As you will see, this is almost 100% the path I took. I never ended up sending byte B6h to port 43h. I don't know why.
Here we go...
.radix 16
org 100
Assembler boilerplate, setting the .radix, or default base of bare numbers, to 16 (hexadecimal). Also sets the starting point of the app at 100 (hex, which is 256 decimal). This was the default for .com files. As such, numbers here are assumed to be hex unless specified otherwise (i.e. int 16 is really 0x16h aka 22 decimal)
jmp short start
intro db 0d
db 'Piano! by GeorgeCo.'
db 1a
For some reason I was really into making it so if you were to type (DOS equivalent of cat) my program out it would show you what it was in plain English without any weird character codes. My .com files always started in this way, with a jump around a newline (which would move the cursor back to position 0, overwriting the bytecode for the jmp) and then a quick string describing the app (and sometimes usage info) followed by the EOF character 1a, which would cause type to stop output of the file.

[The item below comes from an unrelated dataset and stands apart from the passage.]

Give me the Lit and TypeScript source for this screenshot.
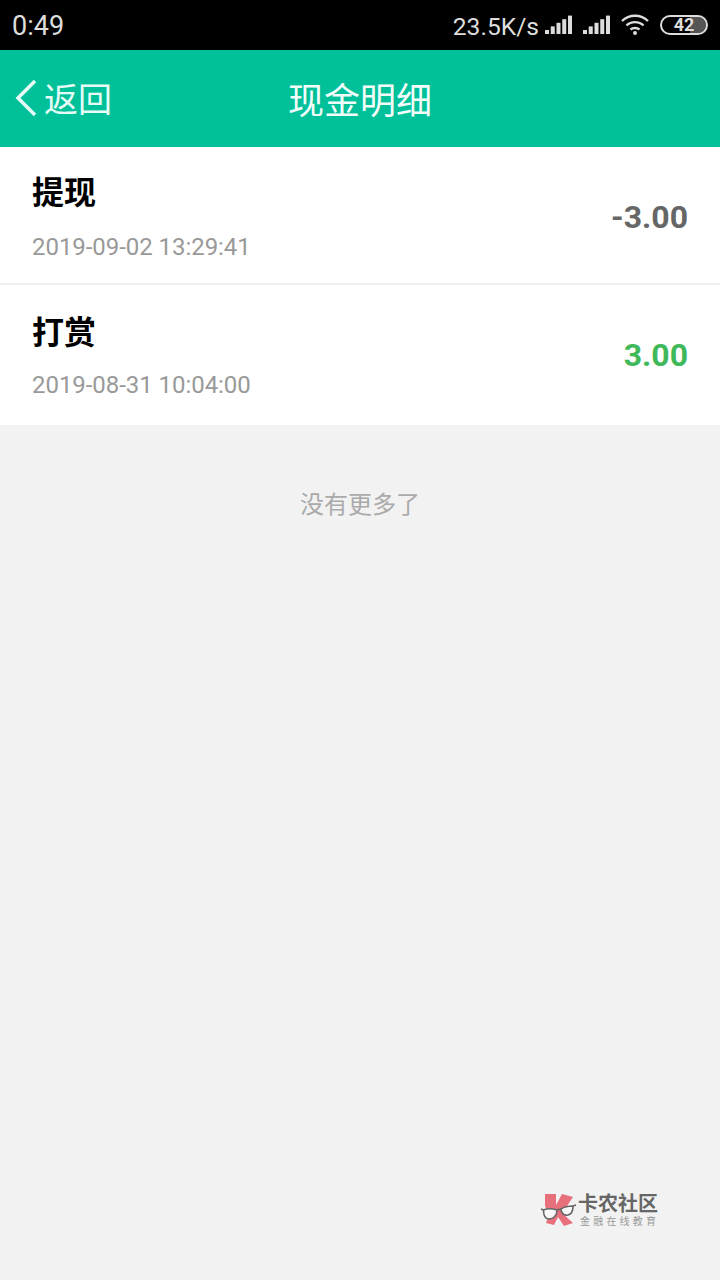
import { LitElement, css, html, svg } from 'lit';
import { customElement } from 'lit/decorators.js';

const SANS = css`Roboto, "Noto Sans CJK SC", sans-serif`;

interface Row {
  title: string;
  time: string;
  amount: string;
  income: boolean;
}

const rows: Row[] = [
  { title: '提现', time: '2019-09-02 13:29:41', amount: '-3.00', income: false },
  { title: '打赏', time: '2019-08-31 10:04:00', amount: '3.00', income: true },
];

const signal = () => html`
  <svg class="signal" width="27" height="20" viewBox="0 0 27 20">
    ${[0, 1, 2, 3, 4].map((i) =>
      svg`<rect x=${i * 5.75} y=${15 - i * 3.6} width="4" height=${4 + i * 3.6} fill="#ddd"></rect>`
    )}
  </svg>
`;

@customElement('app-root')
export class AppRoot extends LitElement {
  static styles = css`
    :host {
      display: flex;
      flex-direction: column;
      width: 720px;
      height: 1280px;
      background: #f2f2f2;
      font-family: ${SANS};
      overflow: hidden;
      position: relative;
    }
    .status {
      height: 50px;
      background: #000;
      color: #ddd;
      display: flex;
      align-items: center;
      padding: 2px 12px 0 12px;
      box-sizing: border-box;
      font-size: 27px;
    }
    .status .speed {
      margin-left: auto;
      margin-right: 6px;
      font-size: 24.6px;
    }
    .signal {
      margin-bottom: 3px;
    }
    .signal + .signal {
      margin-left: 11px;
    }
    .wifi {
      margin-left: 10px;
      margin-bottom: 3px;
    }
    .battery {
      margin-left: 10px;
      margin-bottom: 3px;
      width: 44px;
      height: 16px;
      border: 2px solid #ddd;
      border-radius: 10px;
      font-size: 18px;
      font-weight: 700;
      display: flex;
      align-items: center;
      justify-content: center;
      background: linear-gradient(90deg, transparent 64%, #555 64%);
      background-clip: padding-box;
    }
    .nav {
      height: 97px;
      background: #00c09a;
      color: #fff;
      display: grid;
      grid-template-columns: 1fr auto 1fr;
      align-items: center;
      font-size: 34px;
      padding-bottom: 2px;
      box-sizing: border-box;
    }
    .back {
      display: flex;
      align-items: center;
      gap: 7px;
      padding-left: 15px;
      color: #e6fbf6;
    }
    .title {
      color: #f2fdfa;
      font-size: 36px;
    }
    .list {
      background: #fff;
    }
    .row {
      display: flex;
      align-items: center;
      justify-content: space-between;
      padding: 0 32px;
      box-sizing: border-box;
    }
    .row:first-child {
      height: 138px;
      padding-top: 4px;
      border-bottom: 2px solid #f0f0f0;
    }
    .row:first-child .time {
      margin-top: 19px;
    }
    .row:last-child {
      height: 140px;
      padding-top: 2px;
    }
    .row:last-child .time {
      margin-top: 17px;
    }
    .row:last-child .amount {
      margin-bottom: 3px;
    }
    .name {
      font-size: 32px;
      font-weight: 700;
      color: #000;
      line-height: 40px;
    }
    .time {
      font-size: 24px;
      letter-spacing: -0.05px;
      color: #999;
      line-height: 30px;
    }
    .amount {
      font-size: 32px;
      font-weight: 700;
      color: #666;
    }
    .amount.income {
      color: #3fb85a;
    }
    .end {
      margin-top: 62px;
      text-align: center;
      font-size: 24px;
      color: #aaa;
      line-height: 36px;
    }
    .mark {
      position: absolute;
      left: 540px;
      top: 1192px;
      display: flex;
      align-items: center;
      gap: 1px;
      color: #666;
    }
    .mark-text {
      display: flex;
      flex-direction: column;
    }
    .mark-name {
      font-size: 20px;
      font-weight: 700;
      line-height: 22px;
      color: #666;
    }
    .mark-sub {
      font-size: 10px;
      letter-spacing: 3.2px;
      color: #999;
      line-height: 13px;
      padding-left: 2px;
    }
  `;

  render() {
    return html`
      <div class="status">
        <span>0:49</span>
        <span class="speed">23.5K/s</span>
        ${signal()} ${signal()}
        <svg class="wifi" width="30" height="22" viewBox="0 0 30 22" fill="none" stroke="#ddd" stroke-width="2.4">
          <path d="M2 7 C9 0 21 0 28 7"></path>
          <path d="M6.5 11.5 C11 7 19 7 23.5 11.5"></path>
          <path d="M10.5 15.5 C13 13.5 17 13.5 19.5 15.5"></path>
          <circle cx="15" cy="19" r="2" fill="#ddd" stroke="none"></circle>
        </svg>
        <div class="battery">42</div>
      </div>
      <div class="nav">
        <div class="back">
          <svg width="22" height="38" viewBox="0 0 22 38" fill="none" stroke="#e6fbf6" stroke-width="3.5">
            <path d="M20 2 L3 19 L20 36"></path>
          </svg>
          <span>返回</span>
        </div>
        <div class="title">现金明细</div>
        <div></div>
      </div>
      <div class="list">
        ${rows.map(
          (r) => html`
            <div class="row">
              <div>
                <div class="name">${r.title}</div>
                <div class="time">${r.time}</div>
              </div>
              <div class="amount ${r.income ? 'income' : ''}">${r.amount}</div>
            </div>
          `
        )}
      </div>
      <div class="end">没有更多了</div>
      <div class="mark">
        <svg width="37" height="37" viewBox="0 0 37 37">
          <path d="M5 2 H16 V13 L22 2 L33 5 L25 17 L22 21 L33 31 L24 34 L18 25 L14 33 L6 31 L9 23 L5 14 Z" fill="#e8707c"></path>
          <g fill="#f8f8f8" stroke="#666" stroke-width="1.6">
            <path d="M3.5 18 C8 16 14 17 17 18 C17 24 13 27 9 27 C5 27 3.5 23 3.5 18 Z"></path>
            <path d="M33 14 C29 14 24 15 21 17 C21 21 24 24 28 23 C32 22 33 18 33 14 Z"></path>
            <path d="M1 17 L3.5 18 M17 18 L21 17 M33 14 L36 13" fill="none"></path>
          </g>
        </svg>
        <div class="mark-text">
          <span class="mark-name">卡农社区</span>
          <span class="mark-sub">金融在线教育</span>
        </div>
      </div>
    `;
  }
}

GeorgeCo was what I was going to call my software company which obviously never became a real thing.
notes dw 0eee, 0e18, 0d4e, 0c8e, 0bda, 0b30, 0a8e, 09f8
dw 0968, 08ed, 0862, 07e8, 0777, 070c, 06a7, 0647
These were the precalculated values for the 16 notes (two octaves) I wanted to play. They were based on the a440 pitch standard. As we already know, the numbers were the ratio of the sound you wanted and the frequency of the timer's clock (1.19 MHz).
start: in al,61
and al,0fc
out 61,al
Port 61 was the PPI (Programmable Peripheral Interface) port B on PC/XT systems. Bits 1 and 0 were the gate and data controls for the PC speaker (the little speaker inside the tower that usually beeped when you turned it on). Setting these both to 0 ensured that the PC speaker was off.
xor ax,ax
int 16
Interrupt 16 was for accessing keyboard services. Calling it with ah set to 00 called the 'read (wait for) next keystroke' service. Once the interrupt returned al contained an ascii character. If al was 00, ah contained an extended ascii keystroke. In this app, the interrupt was being used for its blocking functionality only, A subsequent in call was made to get the scan code directly from the keyboard once the interrupt returned.
cmp al,1b
jz done
If the key that was pressed was escape, jump to the end of the program (and exit)
in al,60
and al,0f
shl al,1
cbw
Port 60 was the PPI port A which was the most recent scan code from they keyboard hardware interrupt. It was then bitmasked with 0f and doubled (because it will be a pointer to an array of words not bytes), using cbw to expand al into a signed word in ax. Since al could never be less than 10 I have no idea why I didn't just clear ah out instead of using cbw. I'm sure it was a weird optimization thing I've forgotten.
mov bx,ax
mov ax,notes+[bx]
Here we see ax being used as an offset pointer to the array of numbers in notes. The scancode we read from the keyboard has now been used to lookup and load one of 16 numbers from that array.
out 42,al
mov al,ah
out 42,al
To set the frequency of sound you want, you wrote to port 42.
in al,61
or al,03
out 61,al
Turn the speaker back on, now at our frequency selected via the keyboard scan code.
mov ah,86
mov cx,0001
mov dx,6000
int 15
This was the BIOS wait function. It went into an interrupt-enabled waiting period of cx,dx milliseconds. This was a nice short 'blip' duration I ended up with.
jmp short start
Do it all over again, go back and wait for a keyboard input.
Well I hope you liked this little trip down memory lane. Thanks for reading.